Yes, Cage and Ono’s friendship goes back to the mid 50’s. He dedicated a piece to her in 1961. She and Lennon used to visit Cage at his home in Stony Point NY, an artist commune known colloquially as The Land. A couple miles from where I grew up. I’m sure Ono would have turned him onto it, perhaps even Paul who was big on Stockhausen at the time.
In the reversed Revoloution 9, at about 6:O3, we hear “turn me on dead man” repeated 6 times because John had reversed that in the original track
The book, The Beatles As Musicians has a full breakdown of Rev 9, including all of the spoken bits by John and George.
Then it's a good thing somebody started a thread on the exact same subject, so the exact same people could contribute the exact same opinions, to make the forum experience that much richer. Upcoming Thread to leap over while looking for fresh discussion: "What if, instead of blisters on his fingers, John had callouses on his pinkies..."
It’s like a surprise scary ending to a generally normal movie. Genius. (Good Night is like the credits)
The song may not be genius....but....putting Can You Take Me Back before and Good Night after as the end of side four surely was.
Exactly. This was recorded conversation with George Martin and an associate. No mention of "mom" to my years.
I'll try and remember to listen to this later because I like The Shazam but don't believe I've heard it before.
Genius? I don't think so. One of my favorite tracks in the Beatles discography? Absolutely. Someone else despises it? More power to them. Many also don't get 2001: A Space Odyssey, The Exorcist, classic art, Jazz, coffee, or The Beatles in general (let alone Revolution 9). Art is supposed to be polarizing. It's what makes the world go round.
What especially caught my eye in the quote was how Cage’s tape loops could be up to 45 feet in length, which reminded me of Lennon dashing from room to room while engineers guided open spools with pencils, or something to that effect.
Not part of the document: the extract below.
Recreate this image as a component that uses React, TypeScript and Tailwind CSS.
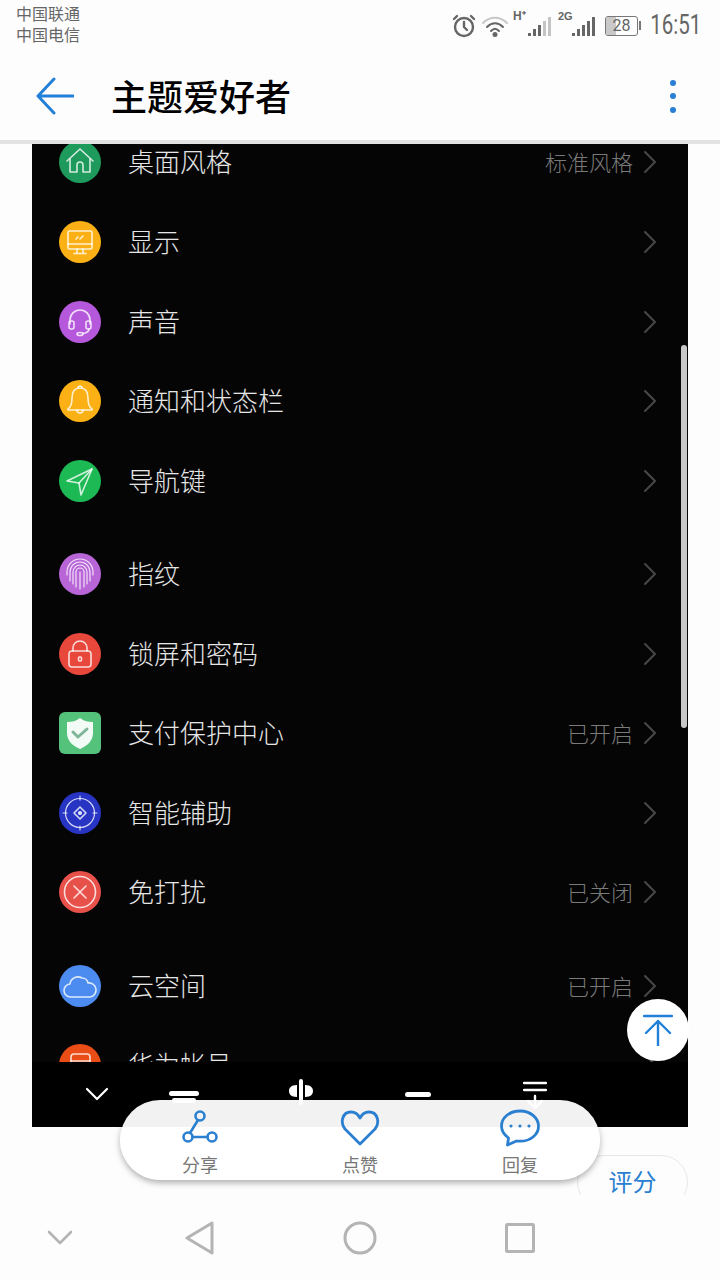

I never liked it but when I was younger I thought it was groundbreaking. But it hasn't aged well, of course, IMO. Nowadays I would say that any other Beatles tune -- original or cover -- in the original canon is both more entertaining and more significant than Revolution 9
Steady, rojo! There's always everyone's favourite ' Mister Moonlight' to kick to the curb. Or the totally cornball 'Act Naturally', my least liked Beatles track.